That's what I loathe: that's why I made my treaty—
when grayhaired veterans in the ranks I saw,
and boys like you, paltry, malingering boys,
off to some Thrace, their daily pay three drachmas! …

(599-602)

And, gradually, the old underdogs of the chorus, the poor Acharnian sans culottes, who not too long ago glowed with Marathonian ambitions, have to admit that Dicaeopolis is right in every word he said. The two so-far hostile semichoruses unite in one common ideal: Peace. Then, walking toward the spectators, they deliver the parabasis (526 f.).

“The man has the best of the wordy debate, and the hearts of the people he is winning to his plea for the truce,” they say. By “man” they are referring, of course, to Dicaeopolis, who has convinced them. But they are also referring to their playwright, who has convinced, or at least so he hopes, the crowd of the Dionysus Theatre. In the parabasis the chorus was by tradition the author's claque: enunciated his message and sang his own praises.

This most original and, one might say, irrational dramatic particle of Greek Comedy—the parabasis—had a triple character: it was a eulogy, a libel, and a sermon all in one. Scholars see in it seven parts:12

1. The kommation (a short introduction, appeal or invocation)
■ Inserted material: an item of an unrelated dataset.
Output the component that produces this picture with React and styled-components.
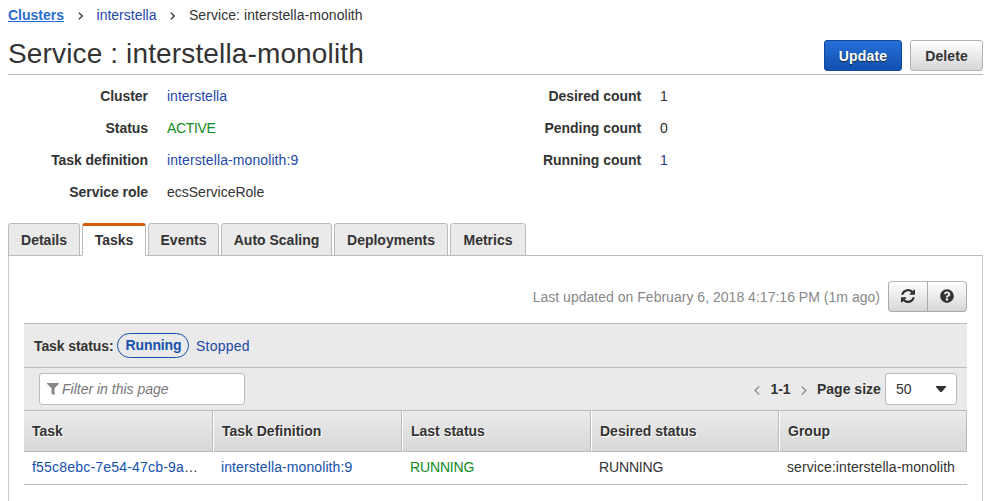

2. The parabasis proper or the anapaests (where the poet advises his fellow citizens, attacks his enemies, and exalts himself)

3. The pnigos or makron (a long epigrammatic sentence, which can be either a vow, an oath or a curse)

4. The ode or strophe (lyrical passage, usually nostalgic, sung by the semichorus)

5. The epirrhema (resolution or admonition, sometimes serious, sometimes sarcastic, spoken by one chorus leader)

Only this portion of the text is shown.